Today David Moyes will return to his old stomping ground for the first time since replacing Sir Alex Ferguson as Manchester United manager. Rewind to last June, when Moyes walked through the door at the Theatre of Dreams and Roberto Martinez was given the responsibility of replacing him at Goodison Park, you would have been deemed a loony if you had predicted that Martinez would transform Everton’s fortunes and leapfrog the 20 times champions of England. But that then improbability has become reality in a matter of months.

Inevitably in the press conference, Moyes was quizzed about his Goodison return and asked to reflect on his Everton tenure:

“I know the players – they are a great group of lads and great professionals who got on with the job and were self-motivated. Over the years, we continued to add players there and it was a great group of young players.”

“The senior group there is very important too. Roberto has done a brilliant job this year, he’s got them playing well and in a good, healthy league position. First of all, the game is not about me, it’s about Everton and Manchester United on the day. I go there as manager of Manchester United and I’m delighted to be that. I was proud to be manager of Everton at that time but my job now is to make sure I get a result for Manchester United.

‘He’s got them playing well’… Moyes is right, but after landing missiles on our £27M act of charity’s forehead for a couple of seasons, it’s not saying much that Martinez has given Everton an aesthetically pleasing brand of football that has seen a 37 point swing between Sunday’s opponents from this time last season to the current day. This strikingly captures the transformation in the blue corner and the stagnation in the red.

Everton will be psyched, as they always are, when we visit Merseyside, but more so with Moyes prowling the opposition technical area for the first time. However, he let his appreciation known for their supporters and thanked them for their backing during his reign,

“The fans were always terrific in my time there, very supportive and always right behind the team. We had some really big games there at times and they’ll be supporting the team like the Manchester United supporters have for their team. We go there with a great away record and go there trying to keep that going.”

As has been par for the course since Moyes’ arrival at Old Trafford, there has been a lot of ‘trying’ and ‘hoping’ to get the right result. This turn of phrase, which has had the majority of United fans cringing on a weekly basis, gives off the impression that we have been looking for excuses and relying on Lady Luck before a ball has been kicked.

You will notice more ‘trying’ when Moyes was asked about our chances of finishing in the top 4 (are you derisively scoffing too?),

“We have said we’ll never give in and we won’t until we just can’t do that. Obviously it’s nearly mathematically impossible but we’re still trying to make it happen if we can. It’s a tough game going to Goodison for any team at any time, as I should know, but we go there with a good away record and will try to make that work again.”

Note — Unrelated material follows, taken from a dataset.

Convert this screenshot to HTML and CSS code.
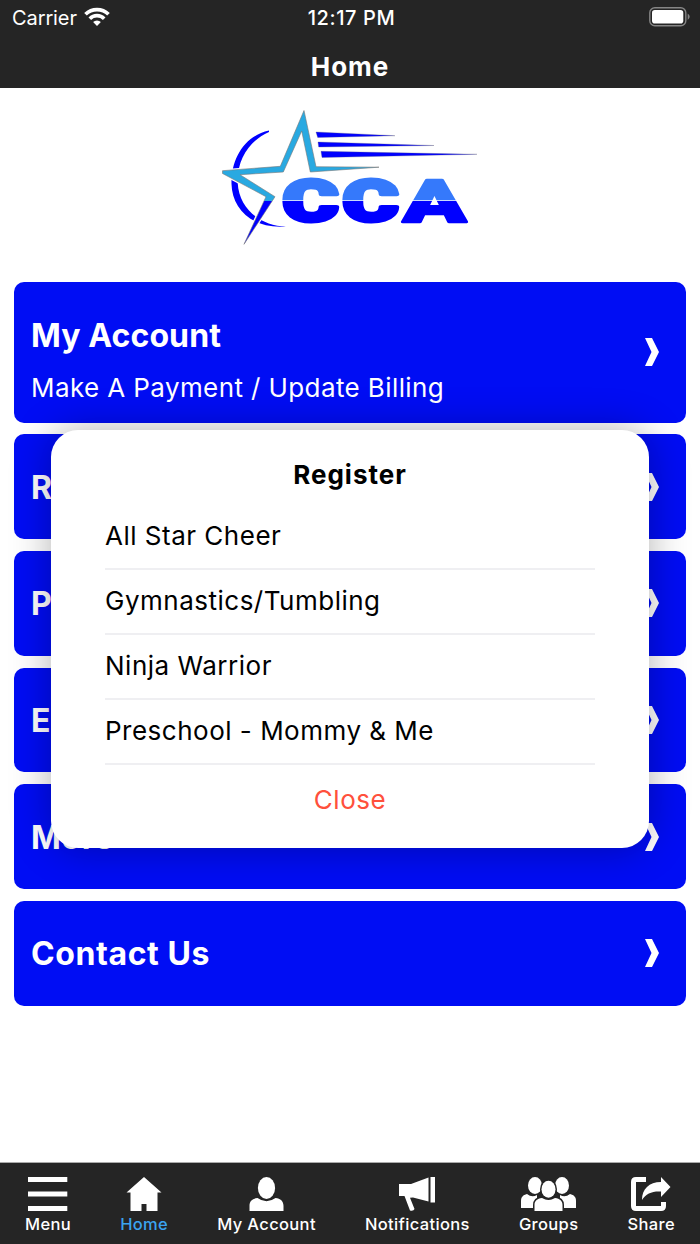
FILE: index.html
```html
<!DOCTYPE html>
<html lang="en">

<head>
	<meta charset="UTF-8">
	<meta name="viewport" content="width=device-width, initial-scale=1.0">
	<title>Home</title>
	<link rel="stylesheet" href="styles.css">
</head>

<body>
	<header>
		<div class="status">
			<div class="carrier">
				<span>Carrier</span>
				<svg class="wifi" width="26" height="20" viewBox="0 0 26 20">
					<g fill="none" stroke="#fff" stroke-width="3.7">
						<path d="M1.5 7.3a16.3 16.3 0 0 1 23 0"/>
						<path d="M5.8 11.7a10.2 10.2 0 0 1 14.4 0"/>
					</g>
					<path d="M13 19l-3.900-4a5.500 5.500 0 0 1 7.800 0z" fill="#fff"/>
				</svg>
			</div>
			<span class="time">12:17 PM</span>
			<svg class="battery" width="42" height="20" viewBox="0 0 42 20">
				<rect x=".8" y=".8" width="36" height="18" rx="5" fill="none" stroke="#858585" stroke-width="1.4"/>
				<rect x="3" y="3" width="31.3" height="13.5" rx="2.8" fill="#fff"/>
				<path d="M38.7 6.6q4 3.2 0 6.4z" fill="#858585"/>
			</svg>
		</div>
		<h1>Home</h1>
	</header>

	<main>
		<svg class="logo" width="270" height="150" viewBox="215 100 270 150">
			<defs>
				<linearGradient id="letters" gradientUnits="userSpaceOnUse" x1="0" y1="178" x2="0" y2="224">
					<stop offset=".47" stop-color="#3579fb"/>
					<stop offset=".47" stop-color="#c8d8ff"/>
					<stop offset=".5" stop-color="#c8d8ff"/>
					<stop offset=".5" stop-color="#00f"/>
				</linearGradient>
				<linearGradient id="star" gradientUnits="userSpaceOnUse" x1="0" y1="110" x2="0" y2="245">
					<stop offset=".674" stop-color="#29a9e1"/>
					<stop offset=".674" stop-color="#00f"/>
				</linearGradient>
			</defs>
			<path fill="#00f" d="M269 130.500C244 136 231 159 231.500 184C232 208 251 229 286 226.500C261 226 239 209 237.700 183C236.500 160 250 140 269 132z"/>
			<path fill="#00f" stroke="#557" stroke-width=".3" d="M316 132L395 135.700L317.700 137.500zM318 142L434 145.500L318.700 147zM321 151.300L477 154.300L322 157.500z"/>
			<path fill="#fff" stroke="#fff" stroke-width="3" d="M222.500 170.700L280 166.500L304 112L316 167L379 167L310.300 172L301.700 131L283.300 172L240 174.700L275 196.700L244 244L266 196.700L222.500 173.500z"/>
			<path fill="url(#star)" stroke="#777" stroke-width=".6" d="M222.500 170.700L280.300 166.300L304 110.500L316 166.700L379 167.200L310.300 172L301.700 131L283.300 172L240 174.700L275 196.700L244 244.300L266 196.700L222.500 173.500z"/>
			<g class="logo-text">
				<text x="282.500" y="220.500" textLength="56" lengthAdjust="spacingAndGlyphs">C</text>
				<text x="342.500" y="220.500" textLength="56" lengthAdjust="spacingAndGlyphs">C</text>
				<text class="logo-a" x="403" y="222" textLength="63" lengthAdjust="spacingAndGlyphs">A</text>
			</g>
		</svg>

		<div class="cards">
			<a class="card tall">
				<div>
					<h2>My Account</h2>
					<p>Make A Payment / Update Billing</p>
				</div>
				<svg class="arrow" viewBox="0 0 14 28"><path d="M0 0h7l7 14-7 14H0l6.500-14z"/></svg>
			</a>
			<a class="card">
				<h2>R</h2>
				<svg class="arrow" viewBox="0 0 14 28"><path d="M0 0h7l7 14-7 14H0l6.500-14z"/></svg>
			</a>
			<a class="card">
				<h2>P</h2>
				<svg class="arrow" viewBox="0 0 14 28"><path d="M0 0h7l7 14-7 14H0l6.500-14z"/></svg>
			</a>
			<a class="card">
				<h2>E</h2>
				<svg class="arrow" viewBox="0 0 14 28"><path d="M0 0h7l7 14-7 14H0l6.500-14z"/></svg>
			</a>
			<a class="card">
				<h2>More</h2>
				<svg class="arrow" viewBox="0 0 14 28"><path d="M0 0h7l7 14-7 14H0l6.500-14z"/></svg>
			</a>
			<a class="card">
				<h2>Contact Us</h2>
				<svg class="arrow" viewBox="0 0 14 28"><path d="M0 0h7l7 14-7 14H0l6.500-14z"/></svg>
			</a>
		</div>
	</main>

	<nav>
		<a class="tab">
			<svg width="40" height="34" viewBox="0 0 40 34"><path d="M0 0h39.300v5H0zM0 14.500h39.300v5H0zM0 29h39.300v5H0z"/></svg>
			<span>Menu</span>
		</a>
		<a class="tab active">
			<svg width="36" height="34" viewBox="0 0 36 34"><path d="M18 0L35.500 15.500H31.500V34H20.500V27h-5v7H4.500V15.500H.5z"/></svg>
			<span>Home</span>
		</a>
		<a class="tab">
			<svg width="35" height="34" viewBox="0 0 35 34">
				<ellipse cx="17.500" cy="11" rx="8.600" ry="11"/>
				<path d="M.5 34v-5c0-5 3-7.500 8-8q9 6.500 18 0c5 .5 8 3 8 8v5z"/>
			</svg>
			<span>My Account</span>
		</a>
		<a class="tab">
			<svg width="36" height="34" viewBox="0 0 36 34"><path d="M0 7h12L29.500.5v24L14 20.500l-3 .3 4.500 11.200q-1 2.500-4.500 1.500L5.500 19H0zM31.500 0H36v25.500h-4.500z"/></svg>
			<span>Notifications</span>
		</a>
		<a class="tab">
			<svg width="55" height="34" viewBox="0 0 55 34">
				<ellipse cx="14" cy="8.500" rx="7" ry="8.500"/>
				<ellipse cx="41" cy="8.500" rx="7" ry="8.500"/>
				<path d="M0 31v-7c0-4 2-6 6-7q5 4 10 1v13zM55 31v-7c0-4-2-6-6-7q-5 4-10 1v13z"/>
				<g stroke="#252525" stroke-width="3" paint-order="stroke">
					<path d="M13.500 34v-6c0-4 2.500-6.500 7.500-7q6.500 4 13 0c5 .5 7.500 3 7.500 7v6z"/>
					<ellipse cx="27.500" cy="12.300" rx="7" ry="8.500"/>
				</g>
			</svg>
			<span>Groups</span>
		</a>
		<a class="tab">
			<svg width="40" height="34" viewBox="0 0 40 34">
				<path d="M15 2.500H5Q2.500 2.500 2.500 5v24Q2.500 31.500 5 31.500H30Q32.500 31.500 32.500 29V25" fill="none" stroke="#fff" stroke-width="5"/>
				<path d="M30 0l9.500 10L30 20v-5.500c-9-.5-15 2-19 8.500C11 12 18 5 30 5z"/>
			</svg>
			<span>Share</span>
		</a>
	</nav>

	<div class="dialog">
		<h3>Register</h3>
		<ul>
			<li>All Star Cheer</li>
			<li>Gymnastics/Tumbling</li>
			<li>Ninja Warrior</li>
			<li>Preschool - Mommy &amp; Me</li>
		</ul>
		<button type="button">Close</button>
	</div>
</body>
</html>
```

FILE: styles.css
```css
* {
	box-sizing: border-box;
	margin: 0;
	padding: 0;
}

body {
	display: flex;
	flex-direction: column;
	height: 1244px;
	overflow: hidden;
	font-family: Inter, "Liberation Sans", sans-serif;
	background-color: white;
}

header {
	height: 88px;
	background-color: #252525;
	color: white;
}

.status {
	display: grid;
	grid-template-columns: 1fr auto 1fr;
	align-items: center;
	height: 36px;
	padding: 0 9px 0 12px;
	font-size: 20px;
	line-height: 36px;
}

.carrier {
	display: flex;
	align-items: center;
	gap: 7px;
	letter-spacing: -0.1px;
}

.wifi {
	margin-bottom: 3px;
}

.time {
	font-weight: 500;
	letter-spacing: 0.6px;
}

.battery {
	justify-self: end;
	margin-bottom: 2px;
}

h1 {
	font-size: 26px;
	font-weight: 700;
	line-height: 61px;
	letter-spacing: 1px;
	text-align: center;
}

main {
	flex: 1;
	padding: 12px 14px 0;
}

.logo {
	display: block;
	margin-left: 201px;
}

.logo-text {
	font-family: Roboto, sans-serif;
	font-size: 57px;
	font-weight: 900;
	fill: url(#letters);
	stroke: url(#letters);
	stroke-width: 4px;
	stroke-linejoin: round;
}

.logo-a {
	font-size: 59px;
	stroke-width: 2.5px;
}

.cards {
	display: grid;
	gap: 11.8px;
	margin-top: 32.4px;
}

.card {
	display: flex;
	align-items: center;
	justify-content: space-between;
	height: 104.8px;
	padding: 0 27px 0 17px;
	border-radius: 10px;
	background-color: #000df4;
	color: white;
}

.card.tall {
	height: 140.2px;
}

h2 {
	padding-top: 2px;
	font-size: 32px;
	font-weight: 700;
	line-height: 40px;
	letter-spacing: 0.6px;
}

.card p {
	margin-top: 16px;
	font-size: 26px;
	line-height: 32px;
	letter-spacing: 0.4px;
}

.tall h2 {
	margin-top: 13px;
	letter-spacing: 0.1px;
}

.arrow {
	width: 14px;
	height: 28px;
	fill: white;
}

nav {
	display: flex;
	justify-content: space-between;
	height: 82px;
	padding: 14px 25px 0;
	border-top: 1px solid #aaa;
	background-color: #252525;
	color: white;
}

.tab {
	display: flex;
	flex-direction: column;
	align-items: center;
	font-size: 16.5px;
	font-weight: 550;
	line-height: 22px;
	letter-spacing: 0.35px;
}

.tab svg {
	margin-bottom: 2px;
	fill: white;
}

.tab.active {
	color: #3ba4ef;
}

.dialog {
	position: absolute;
	top: 430px;
	left: 51px;
	width: 598px;
	height: 418px;
	padding: 26px 54px 0;
	border-radius: 27px;
	background-color: white;
	box-shadow: 0 0 40px rgba(0, 0, 0, 0.3);
	font-size: 26px;
	letter-spacing: 0.5px;
	color: black;
}

h3 {
	font-size: 26px;
	line-height: 38px;
	letter-spacing: 1px;
	text-align: center;
}

ul {
	margin-top: 11px;
	list-style: none;
}

li {
	height: 65.1px;
	border-bottom: 2px solid #efeff2;
	line-height: 61px;
}

button {
	display: block;
	width: 100%;
	border: none;
	background: none;
	color: #ff503c;
	font: inherit;
	line-height: 70px;
	letter-spacing: 0.5px;
}
```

Moyes has never been one to engage in the managerial mind-games, however he could have cranked up the heat on Everton a little, who could well be feeling the pressure of a Champions League push. This was in evidence midweek, Crystal Palace, albeit on the crest of a wave, went to Goodison and became only the second side to win there all season by having a go. We have the best away form in the Premier League this season, despite all our travails, publicly acknowledging the potential difficulty of the fixture, no matter if it’s true, tells opponents that our fear factor has gone as has our all-conquering aura instilled in the Ferguson days.

As far as the team news in concerned, Wayne Rooney, Jonny Evans and ex-Everton midfielder Fellaini have all been declared fit to play, but Rafael and Robin Van Persie remain absent.